=== What the task requires ===
Go through the data below. List every line that holds the word "with".

=== Source material ===
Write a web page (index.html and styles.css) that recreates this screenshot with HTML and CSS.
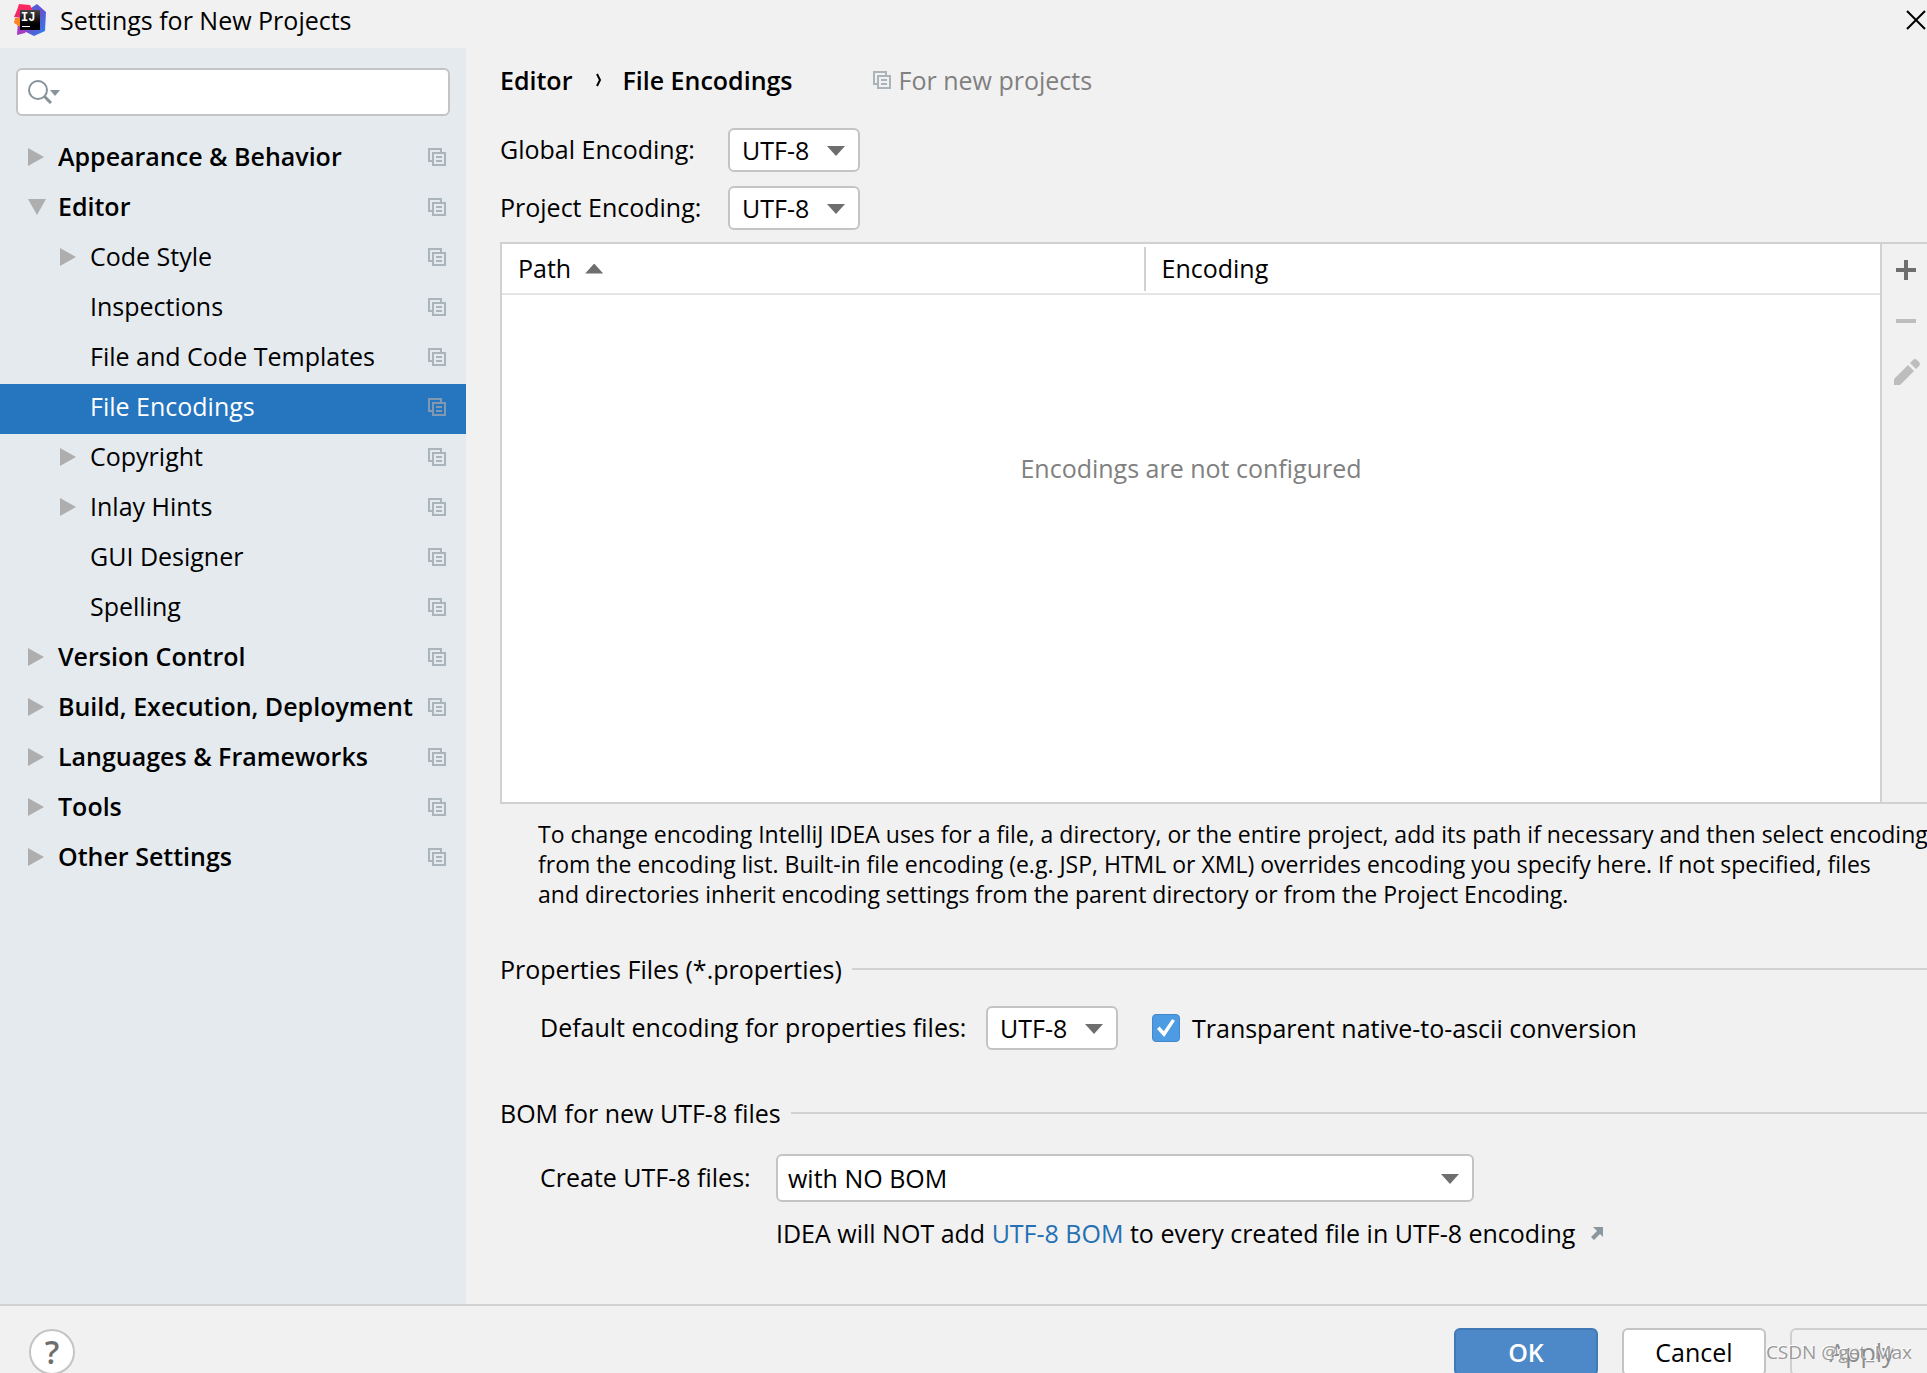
FILE: index.html
```html
<!DOCTYPE html>
<html lang="en">
<head>
<meta charset="utf-8">
<title>Settings for New Projects</title>
<link rel="stylesheet" href="styles.css">
</head>
<body>
<svg class="defs" aria-hidden="true">
  <symbol id="copy" viewBox="0 0 18 18">
    <path d="M13 4V1H1V13H4" fill="none" stroke="currentColor" stroke-width="2"/>
    <path d="M5 5H17V17H5ZM8 9H14M8 13H14" fill="none" stroke="currentColor" stroke-width="2"/>
  </symbol>
</svg>

<header class="titlebar">
  <svg class="logo" viewBox="0 0 32 32" aria-hidden="true">
    <defs>
      <linearGradient id="lgBlue" x1="0" y1="0" x2="1" y2="1"><stop offset="0" stop-color="#3b6be8"/><stop offset=".5" stop-color="#6a50d0"/><stop offset="1" stop-color="#1f86ee"/></linearGradient>
      <linearGradient id="lgRed" x1="0" y1="0" x2="0" y2="1"><stop offset="0" stop-color="#ff2a5c"/><stop offset="1" stop-color="#f0246e"/></linearGradient>
      <linearGradient id="lgBlack" x1="0" y1="0" x2="0" y2="1"><stop offset="0" stop-color="#444"/><stop offset=".7" stop-color="#000"/></linearGradient>
    </defs>
    <path d="M23 0L32 8L31 27L20 32L10 27L14 6Z" fill="url(#lgBlue)"/>
    <path d="M4 18L14 25L11 29L3 31Z" fill="#a63cc4"/>
    <path d="M1 14L8 14V24L0 19Z" fill="#fb8522"/>
    <path d="M5 0L16 1L19 7L8 14L0 13L3 6Z" fill="url(#lgRed)"/>
    <rect x="6" y="6" width="20" height="20" fill="url(#lgBlack)"/>
    <text x="7" y="17" class="logo-text">IJ</text>
    <rect x="8" y="22" width="8" height="1" fill="#fff"/>
  </svg>
  <h1 class="title">Settings for New Projects</h1>
  <button class="close" aria-label="Close">
    <svg width="20" height="20" viewBox="0 0 20 20"><path d="M1 1L19 19M19 1L1 19" stroke="#000" stroke-width="2"/></svg>
  </button>
</header>

<div class="body">
  <aside class="sidebar">
    <div class="search">
      <svg class="search-icon" width="32" height="24" viewBox="0 0 32 24" aria-hidden="true">
        <circle cx="10" cy="10" r="9" fill="none" stroke="#87939a" stroke-width="2"/>
        <path d="M16 16L23 23" stroke="#87939a" stroke-width="3"/>
        <path d="M22 10H32L27 16Z" fill="#87939a"/>
      </svg>
      <input class="search-input" type="text" aria-label="Search settings">
    </div>
    <nav class="tree">
      <a href="#" class="row group"><span class="arrow"></span><span class="name">Appearance &amp; Behavior</span><svg class="copy"><use href="#copy"/></svg></a>
      <a href="#" class="row group"><span class="arrow open"></span><span class="name">Editor</span><svg class="copy"><use href="#copy"/></svg></a>
      <a href="#" class="row child"><span class="arrow"></span><span class="name">Code Style</span><svg class="copy"><use href="#copy"/></svg></a>
      <a href="#" class="row child"><span class="arrow none"></span><span class="name">Inspections</span><svg class="copy"><use href="#copy"/></svg></a>
      <a href="#" class="row child"><span class="arrow none"></span><span class="name">File and Code Templates</span><svg class="copy"><use href="#copy"/></svg></a>
      <a href="#" class="row child selected" aria-current="page"><span class="arrow none"></span><span class="name">File Encodings</span><svg class="copy"><use href="#copy"/></svg></a>
      <a href="#" class="row child"><span class="arrow"></span><span class="name">Copyright</span><svg class="copy"><use href="#copy"/></svg></a>
      <a href="#" class="row child"><span class="arrow"></span><span class="name">Inlay Hints</span><svg class="copy"><use href="#copy"/></svg></a>
      <a href="#" class="row child"><span class="arrow none"></span><span class="name">GUI Designer</span><svg class="copy"><use href="#copy"/></svg></a>
      <a href="#" class="row child"><span class="arrow none"></span><span class="name">Spelling</span><svg class="copy"><use href="#copy"/></svg></a>
      <a href="#" class="row group"><span class="arrow"></span><span class="name">Version Control</span><svg class="copy"><use href="#copy"/></svg></a>
      <a href="#" class="row group"><span class="arrow"></span><span class="name">Build, Execution, Deployment</span><svg class="copy"><use href="#copy"/></svg></a>
      <a href="#" class="row group"><span class="arrow"></span><span class="name">Languages &amp; Frameworks</span><svg class="copy"><use href="#copy"/></svg></a>
      <a href="#" class="row group"><span class="arrow"></span><span class="name">Tools</span><svg class="copy"><use href="#copy"/></svg></a>
      <a href="#" class="row group"><span class="arrow"></span><span class="name">Other Settings</span><svg class="copy"><use href="#copy"/></svg></a>
    </nav>
  </aside>

  <main class="main">
    <div class="crumbs">
      <span class="crumb">Editor</span>
      <svg class="chevron" width="6" height="14" viewBox="0 0 6 14" aria-hidden="true"><path d="M1 1L4 7L1 13" fill="none" stroke="#000" stroke-width="2"/></svg>
      <h2 class="crumb">File Encodings</h2>
      <span class="scope"><svg class="copy"><use href="#copy"/></svg>For new projects</span>
    </div>

    <div class="encodings">
      <label class="label" for="global">Global Encoding:</label>
      <span class="combo"><select id="global"><option>UTF-8</option></select></span>
      <label class="label" for="project">Project Encoding:</label>
      <span class="combo"><select id="project"><option>UTF-8</option></select></span>
    </div>

    <div class="table-area">
      <table class="table">
        <thead><tr><th class="col-path">Path<span class="sort"></span></th><th>Encoding</th></tr></thead>
        <tbody><tr><td colspan="2">Encodings are not configured</td></tr></tbody>
      </table>
      <div class="toolbar">
        <button class="tool" aria-label="Add"><svg width="26" height="26" viewBox="0 0 26 26"><path d="M2 13H22M12 3V23" stroke="#6e6e6e" stroke-width="4"/></svg></button>
        <button class="tool" aria-label="Remove" disabled><svg width="26" height="26" viewBox="0 0 26 26"><path d="M2 13H22" stroke="#bdbdbd" stroke-width="4"/></svg></button>
        <button class="tool" aria-label="Edit" disabled><svg width="26" height="26" viewBox="0 0 26 26"><path d="M0 20L14 6L20 12L6 26H0ZM16 4L19 1Q21 -1 23 1L25 3Q27 5 25 7L22 10Z" fill="#bdbdbd"/></svg></button>
      </div>
    </div>

    <p class="note">To change encoding IntelliJ IDEA uses for a file, a directory, or the entire project, add its path if necessary and then select encoding<br>from the encoding list. Built-in file encoding (e.g. JSP, HTML or XML) overrides encoding you specify here. If not specified, files<br>and directories inherit encoding settings from the parent directory or from the Project Encoding.</p>

    <h3 class="section">Properties Files (*.properties)</h3>
    <div class="props">
      <label class="label" for="props">Default encoding for properties files:</label>
      <span class="combo"><select id="props"><option>UTF-8</option></select></span>
      <label class="check"><input type="checkbox" checked>Transparent native-to-ascii conversion</label>
    </div>

    <h3 class="section">BOM for new UTF-8 files</h3>
    <div class="bom">
      <label class="label" for="bom">Create UTF-8 files:</label>
      <span class="combo wide"><select id="bom"><option>with NO BOM</option></select></span>
      <p class="hint">IDEA will NOT add <a href="#">UTF-8 BOM</a> to every created file in UTF-8 encoding<svg class="ext" width="14" height="14" viewBox="0 0 14 14" aria-hidden="true"><path d="M3 1H13V11L10 8L4 14L1 11L7 5Z" fill="#8b979e"/></svg></p>
    </div>
  </main>
</div>

<footer class="footer">
  <button class="help" aria-label="Help">?</button>
  <div class="actions">
    <button class="btn primary">OK</button>
    <button class="btn">Cancel</button>
    <button class="btn" disabled>Apply</button>
  </div>
</footer>
<div class="watermark">CSDN @get_Max</div>
</body>
</html>
```
FILE: styles.css
```css
* { box-sizing: border-box; }

body {
  margin: 0;
  height: 100vh;
  display: flex;
  flex-direction: column;
  overflow: hidden;
  position: relative;
  background: #f1f1f1;
  color: #000;
  font: 25px/34px "Open Sans", "Noto Sans", sans-serif;
  white-space: nowrap;
}

h1, h2, h3, p { margin: 0; font-size: inherit; font-weight: 400; }
button, select, input { font: inherit; color: inherit; margin: 0; }
a { text-decoration: none; color: #2470b3; }
svg { display: block; flex: none; }
.defs { position: absolute; width: 0; height: 0; }
.copy { width: 18px; height: 18px; color: #aab4bb; }
.label { padding-bottom: 2px; }

/* Title bar */
.titlebar { display: flex; align-items: center; height: 48px; padding: 0 0 8px 14px; flex: none; }
.logo { width: 32px; height: 32px; }
.logo-text { font: bold 12px "Liberation Mono", monospace; fill: #fff; }
.title { margin-left: 14px; flex: 1; }
.close { border: 0; background: none; padding: 0; width: 21px; }

.body { display: flex; flex: 1; min-height: 0; }

/* Sidebar */
.sidebar { width: 466px; flex: none; background: #e5eaee; padding-top: 20px; }
.search {
  display: flex;
  align-items: center;
  height: 48px;
  margin: 0 16px 18px;
  padding: 0 10px;
  border: 2px solid #c4c4c4;
  border-radius: 6px;
  background: #fff;
}
.search-input { flex: 1; min-width: 0; border: 0; outline: 0; background: none; }
.row { display: flex; align-items: center; height: 50px; padding: 0 20px 4px 28px; color: #000; }
.child { padding-left: 60px; }
.group { font-weight: 600; }
.name { flex: 1; min-width: 0; padding-bottom: 2px; }
.arrow { width: 16px; height: 18px; margin-right: 14px; background: #aeaeae; clip-path: polygon(0 0, 100% 50%, 0 100%); }
.open { width: 18px; height: 16px; margin-right: 12px; clip-path: polygon(0 0, 100% 0, 50% 100%); }
.none { visibility: hidden; }
.selected { background: #2675bf; color: #fff; }
.selected .copy { color: #8099b0; }

/* Main panel */
.main { flex: 1; min-width: 0; display: flex; flex-direction: column; padding-left: 34px; }
.crumbs { display: flex; align-items: center; height: 64px; margin-bottom: 16px; }
.crumb { font-weight: 600; }
.chevron { margin: 0 20px 0 24px; }
.scope { display: flex; align-items: center; gap: 8px; margin-left: 80px; color: #808080; }

.encodings { display: grid; grid-template-columns: 228px auto; row-gap: 14px; align-items: center; margin-bottom: 12px; }

.combo { position: relative; display: block; width: 132px; height: 44px; }
.combo select {
  appearance: none;
  width: 100%;
  height: 100%;
  padding: 0 12px;
  border: 2px solid #c4c4c4;
  border-radius: 6px;
  background: #fff;
}
.combo::after {
  content: "";
  position: absolute;
  right: 15px;
  top: 50%;
  width: 18px;
  height: 10px;
  margin-top: -4px;
  background: #6e6e6e;
  clip-path: polygon(0 0, 100% 0, 50% 100%);
  pointer-events: none;
}
.wide { width: 698px; height: 48px; }
.wide select { padding: 0 10px; }

.table-area { flex: 1; min-height: 200px; display: flex; border: 2px solid #d1d1d1; border-right: 0; }
.table { flex: 1; height: 100%; border-collapse: collapse; table-layout: fixed; background: #fff; }
.table th { height: 50px; padding: 0 16px 2px; text-align: left; font-weight: 400; border-bottom: 2px solid #e5e5e5; }
.col-path { width: 46.7%; background: linear-gradient(#d1d1d1, #d1d1d1) right center / 2px 44px no-repeat; }
.sort { display: inline-block; width: 18px; height: 10px; margin: 0 0 4px 14px; background: #6e6e6e; clip-path: polygon(50% 0, 100% 100%, 0 100%); }
.table td { padding: 156px 0 0; vertical-align: top; text-align: center; color: #808080; }
.toolbar { width: 47px; flex: none; display: flex; flex-direction: column; gap: 25px; padding: 13px 0 0 12px; border-left: 2px solid #d1d1d1; }
.tool { width: 26px; height: 26px; padding: 0; border: 0; background: none; }

.note { margin: 15px 0 43px 38px; font-size: 23px; line-height: 30px; }

.section { display: flex; align-items: center; gap: 10px; }
.section::after { content: ""; flex: 1; height: 2px; background: #d1d1d1; }
.props { display: grid; grid-template-columns: 446px 166px auto; align-items: center; margin: 20px 0 46px 40px; }
.check { display: flex; align-items: center; gap: 12px; }
.check input {
  appearance: none;
  width: 28px;
  height: 28px;
  border: 1px solid #4389cf;
  border-radius: 4px;
  background: #4d9be3;
  display: grid;
  place-items: center;
}
.check input::before { content: ""; width: 18px; height: 18px; background: #fff; clip-path: polygon(0 55%, 14% 42%, 38% 68%, 84% 0, 100% 10%, 40% 100%); }

.bom { display: grid; grid-template-columns: 236px auto; row-gap: 14px; align-items: center; margin: 24px 0 54px 40px; }
.hint { grid-column: 2; display: flex; align-items: center; white-space: pre; }
.ext { margin-left: 15px; }

/* Footer */
.footer { display: flex; justify-content: space-between; height: 69px; flex: none; padding: 22px 0 0 29px; border-top: 2px solid #d1d1d1; }
.help { width: 46px; height: 46px; flex: none; margin-top: 1px; padding: 0; border: 2px solid #c4c4c4; border-radius: 50%; background: #fff; color: #6e6e6e; font-size: 32px; font-weight: 600; line-height: 40px; }
.actions { display: flex; gap: 24px; margin-right: -7px; }
.btn { width: 144px; height: 48px; flex: none; padding: 0; border: 2px solid #c4c4c4; border-radius: 6px; background: #fff; }
.primary { border-color: #4079b5; background: #4d89c9; color: #fff; font-weight: 600; }
.btn:disabled { border-color: #cfcfcf; background: none; color: #8c8c8c; }

.watermark { position: absolute; right: 15px; bottom: 4px; font-size: 19px; color: #9a9a9a; text-shadow: -1px -1px 0 #fff; }
```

=== Response below ===
Write a web page (index.html and styles.css) that recreates this screenshot with HTML and CSS.
      <span class="combo wide"><select id="bom"><option>with NO BOM</option></select></span>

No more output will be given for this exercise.